Solo is one of the most decorated players in U.S. Soccer history and was widely considered one of the best goalkeepers in the world before her contract was terminated in 2016 for what U.S. Soccer called “conduct that is counter to the organization’s principles.”

The termination — and a six-month suspension from the women’s national team — came after Solo derided the Swedish women’s team that beat the U.S. in the quarterfinals of the 2016 Olympics in Rio de Janeiro as a “bunch of cowards” for their defensive style of play.

For more than a decade, Solo had been a dominant force between the goal posts.

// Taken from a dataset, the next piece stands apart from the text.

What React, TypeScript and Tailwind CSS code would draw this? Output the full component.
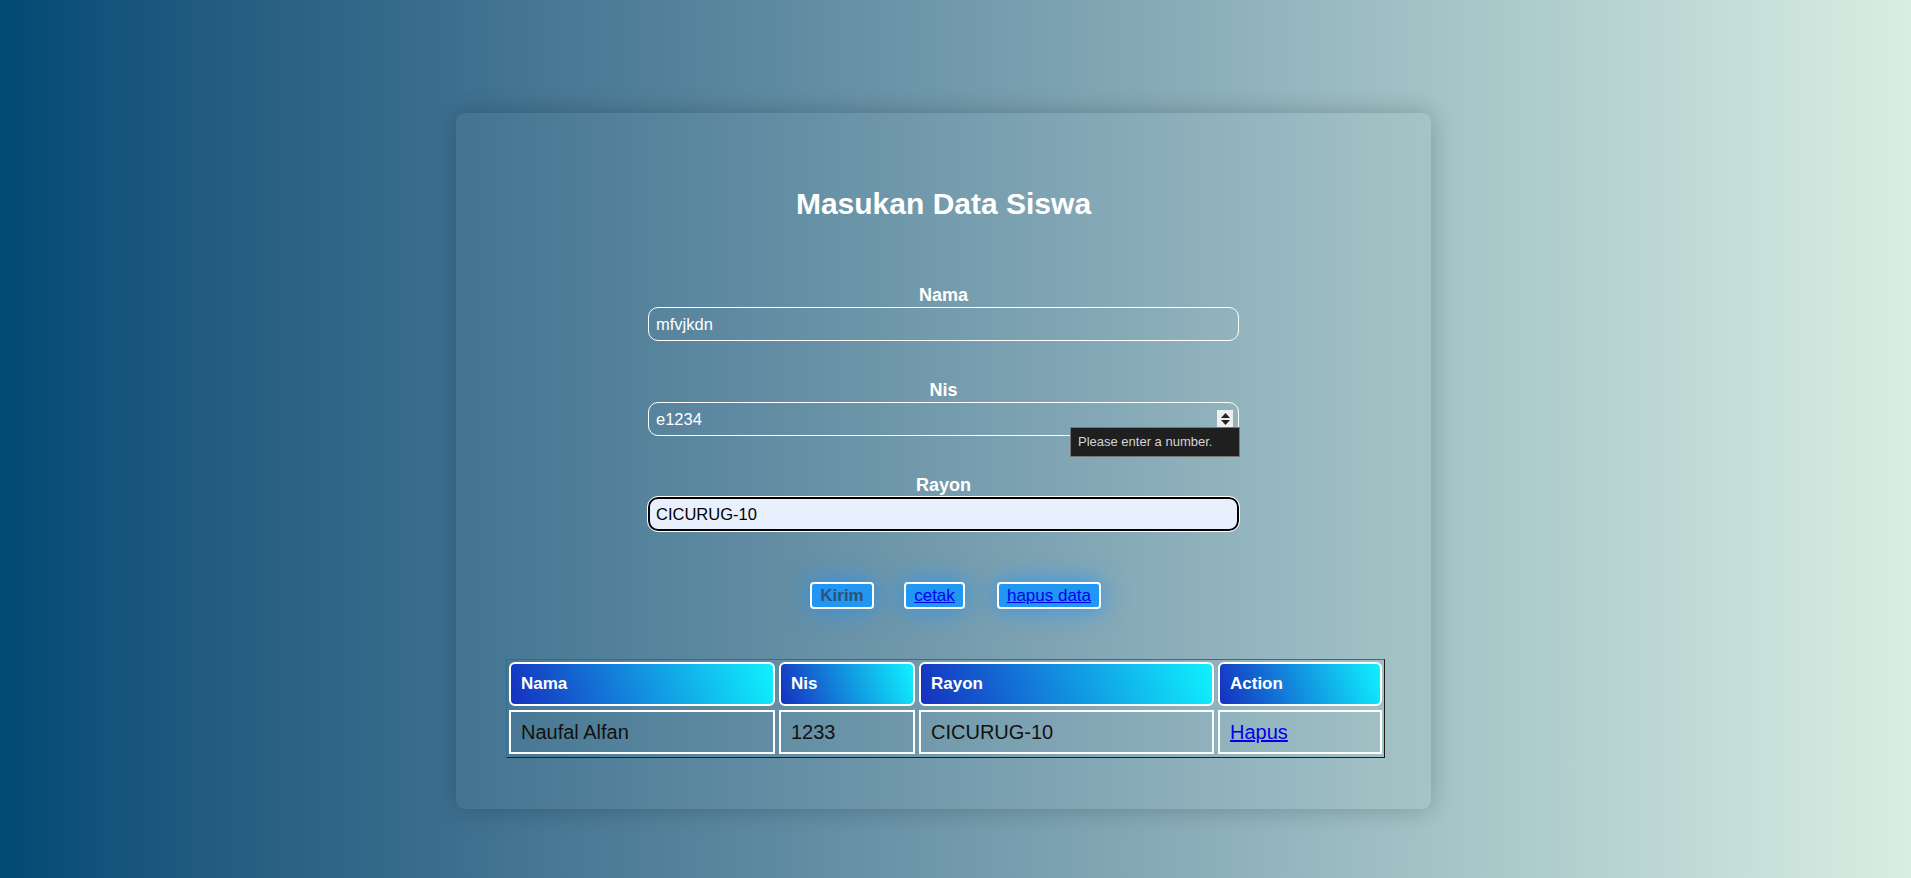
import React from "react";

function Field({
  label,
  value,
  children,
  variant = "plain",
}: {
  label: string;
  value: string;
  children?: React.ReactNode;
  variant?: "plain" | "focused";
}) {
  return (
    <div className="flex flex-col items-center">
      <label className="text-[18px] leading-[20px] font-bold text-white">{label}</label>
      <div className="relative mt-[2px] w-[591px]">
        {variant === "plain" ? (
          <input
            readOnly
            value={value}
            className="block h-[34px] w-full rounded-[10px] border border-white bg-transparent pl-[7px] text-[16.5px] text-white outline-none"
          />
        ) : (
          <input
            readOnly
            value={value}
            className="block h-[34px] w-full rounded-[10px] border-2 border-black bg-[#e8f0fe] pl-[6px] text-[16.5px] text-black outline-1 outline-white"
          />
        )}
        {children}
      </div>
    </div>
  );
}

export default function App() {
  const headers = ["Nama", "Nis", "Rayon", "Action"];
  return (
    <div className="flex min-h-[878px] w-full justify-center bg-gradient-to-r from-[#004a74] to-[#d8eee2] pr-[24px] pt-[113px] font-['Liberation_Sans',Arial,sans-serif]">
      <div className="flex h-[696px] w-[975px] flex-col items-center rounded-[9px] bg-white/[0.03] pt-[73px] shadow-[0_0_24px_rgba(0,0,0,0.22)]">
        <h1 className="text-[30px] leading-[36px] font-bold text-white">Masukan Data Siswa</h1>

        <div className="mt-[63px] flex flex-col gap-[39px]">
          <Field label="Nama" value="mfvjkdn" />
          <Field label="Nis" value="e1234">
            <div className="absolute right-[6px] top-[8px] flex h-[18px] w-[16px] flex-col items-center justify-center gap-[2px] bg-[#efefef]">
              <svg width="9" height="5" viewBox="0 0 9 5">
                <polygon points="4.5,0 9,5 0,5" fill="#222" />
              </svg>
              <svg width="9" height="5" viewBox="0 0 9 5">
                <polygon points="0,0 9,0 4.5,5" fill="#222" />
              </svg>
            </div>
            <div className="absolute left-[422px] top-[25px] z-10 flex h-[30px] w-[170px] items-center border border-[#767676] bg-[#1f1f1f] px-[7px] text-[13px] text-[#d4d4d4]">
              Please enter a number.
            </div>
          </Field>
          <Field label="Rayon" value="CICURUG-10" variant="focused" />
        </div>

        <div className="mt-[51px] flex items-center pl-[24px]">
          <button className="flex h-[27px] w-[64px] items-center justify-center rounded-[4px] border-2 border-white bg-[#2196f3] text-[17px] font-bold text-[#2f5372] shadow-[0_0_24px_rgba(30,144,255,0.8)]">
            Kirim
          </button>
          <a className="ml-[30px] flex h-[27px] w-[61px] items-center justify-center rounded-[4px] border-2 border-white bg-[#2196f3] text-[17px] text-[#0000ee] underline shadow-[0_0_24px_rgba(30,144,255,0.8)]">
            cetak
          </a>
          <a className="ml-[32px] flex h-[27px] w-[104px] items-center justify-center rounded-[4px] border-2 border-white bg-[#2196f3] text-[17px] text-[#0000ee] underline shadow-[0_0_24px_rgba(30,144,255,0.8)]">
            hapus data
          </a>
        </div>

        <div className="mt-[50px] ml-[4px] grid grid-cols-[266px_136px_295px_164px] gap-[4px] border border-t-[#2f7088] border-l-[#2f7088] border-r-[#1a1a1a] border-b-[#3a1414] px-[2px] pt-[2px] pb-[3px]">
          {headers.map((h) => (
            <div
              key={h}
              className="flex h-[44px] items-center rounded-[6px] border-2 border-white bg-[linear-gradient(70deg,#1530c0,#0ff2ff)] px-[10px] text-[17px] font-bold text-white"
            >
              {h}
            </div>
          ))}
          <div className="flex h-[44px] items-center border-2 border-white px-[10px] text-[20px] text-[#111]">Naufal Alfan</div>
          <div className="flex h-[44px] items-center border-2 border-white px-[10px] text-[20px] text-[#111]">1233</div>
          <div className="flex h-[44px] items-center border-2 border-white px-[10px] text-[20px] text-[#111]">CICURUG-10</div>
          <div className="flex h-[44px] items-center border-2 border-white px-[10px] text-[20px]">
            <a className="text-[#0000ee] underline">Hapus</a>
          </div>
        </div>
      </div>
    </div>
  );
}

She won gold medals at the 2008 Olympics in Beijing and the 2012 Olympics in London, and she anchored the U.S. team during its 2015 FIFA Women’s World Cup championship run. She won two Golden Glove awards as best goalkeeper at the World Cup, in 2011 and 2015.

But her playing years were shadowed by controversies that tested the patience of U.S. Soccer. She clashed with coaches, criticized teammates and fought with former national team stars on social media.

In 2014, she was charged with two counts of misdemeanor assault in what the police in Kirkland, Washington, described as an alcohol-fueled confrontation with her half sister and nephew. U.S. Soccer was criticized for not suspending Solo at the time. The case was dismissed in 2018.

In 2015, Solo was with her husband, former NFL player Jerramy Stevens, in a borrowed team van when he was arrested on drunken-driving charges.

After learning through news reports that Solo had been with Stevens and that she was arguing with police when he was arrested, U.S. Soccer suspended Solo for 30 days. The coach, Jill Ellis, said Solo had made “a poor decision” that “resulted in a negative impact on U.S. Soccer and her teammates.” Solo apologized at the time for “disappointing my teammates, coaches and the federation, who have always supported me.”

After her contract was terminated in 2016, Solo ran unsuccessfully for president of U.S. Soccer. Next month, she is to be inducted into the National Soccer Hall of Fame in Frisco, Texas.